成年後見人と成年被後見人の利益が相反する場合、後見監督人が成年被後見人を代理します。

したがって、相続放棄の手続きも、後見監督人が法定代理人として行います。

3-4.誰が手続きをするのか図で整理

成年後見人が利益相反行為に該当すると誰が相続放棄するのか

上記の図は、誰が相続放棄の手続きをするのか表しています。

成年後見人が相続放棄

利益相反行為に該当しなければ、成年後見人が相続放棄します。

後見人監督人が相続放棄

利益相反行為に該当して、かつ、後見監督人が選任されていれば、後見監督人が相続放棄します。

特別代理人が相続放棄

利益相反行為に該当して、かつ、後見監督人が選任されていなければ、特別代理人が相続放棄します。

相続人が成年被後見人なら、誰が相続放棄の手続きをするのか、しっかりと確認しておいてください。

4.成年後見人と相続放棄の注意点

成年後見人と相続放棄の注意点

成年後見人が相続放棄するなら、細かい注意点もあるので説明していきます。

4-1.家庭裁判所と事前協議した方が良い

成年後見人が相続放棄する場合、事前に家庭裁判所の許可等は不要です。

ただし、借金以外の理由で相続放棄するなら、事前協議(報告)はした方が良いでしょう。

例えば、不動産が不要だからという理由なら、なぜ不要という判断をしたかです。もし不動産に価値があれば、成年被後見人に損害を与えたことになります。

成年後見人が相続放棄する場合、理由も重要になるので注意してください。

4-2.放置すると成年後見人の責任になる

成年後見人が相続の開始を知った日から3ヶ月経過すると、成年被後見人は単純承認したとみなされます。

したがって、亡くなった人に借金等があるなら、忘れずに相続放棄の手続きをしてください。
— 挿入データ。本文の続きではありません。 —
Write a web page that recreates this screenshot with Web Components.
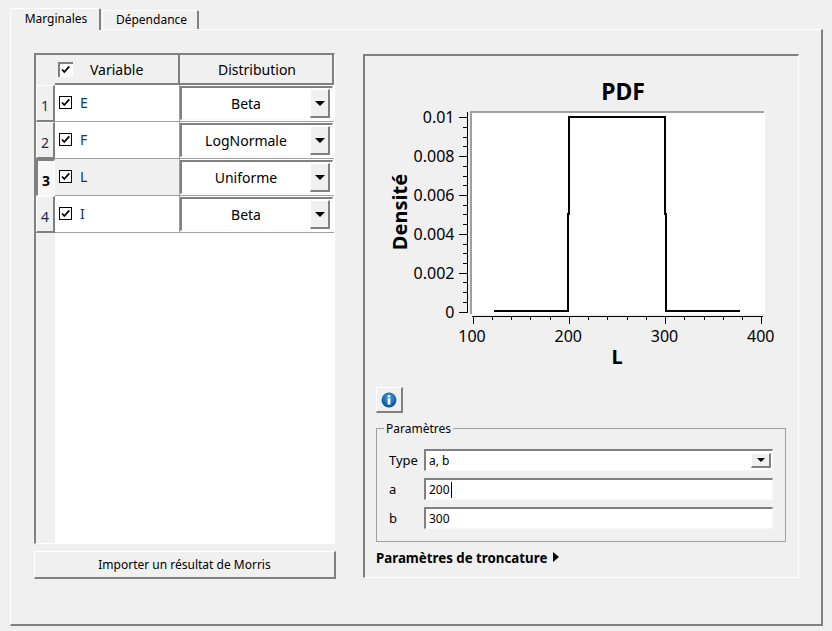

万が一、相続放棄の手続きを放置した結果、成年被後見人に損害が発生すると、成年後見人の責任となります。

4-3.相続放棄が終了しても成年後見は続く

相続放棄のために成年後見人を選任する場合、知っておくべき注意点があります。

何かというと、相続放棄が終了しても、成年後見は終了しない点です。

原則として、成年後見は本人(成年被後見人)が亡くなるまで続きます。相続放棄に必要だから選任した場合であっても、結論は変わりません。

知らずに選任して後悔する人もいるので、しっかりと確認しておいてください。

5.まとめ

今回の記事では「成年後見人の相続放棄」について説明しました。

亡くなった人の相続人が成年被後見人の場合、自分では相続放棄の手続きができません。

成年後見人が法定代理人として、代わりに相続放棄の手続きをします。

相続の開始を知った日も成年後見人で判断しますし、申述書の法定代理人欄にも記載が必要です。

ただし、相続放棄が利益相反行為に該当すると、成年後見人は相続放棄できません。

特別代理人または後見監督人が、代わりに相続放棄の手続きをします。

相続放棄の判断に迷われた場合は、家庭裁判所に事前協議した方が良いでしょう。万が一、成年被後見人に損害が発生すると、成年後見人の責任問題となるからです。

親族の成年後見人に就任しているなら、今回の記事を参考にしてみてください。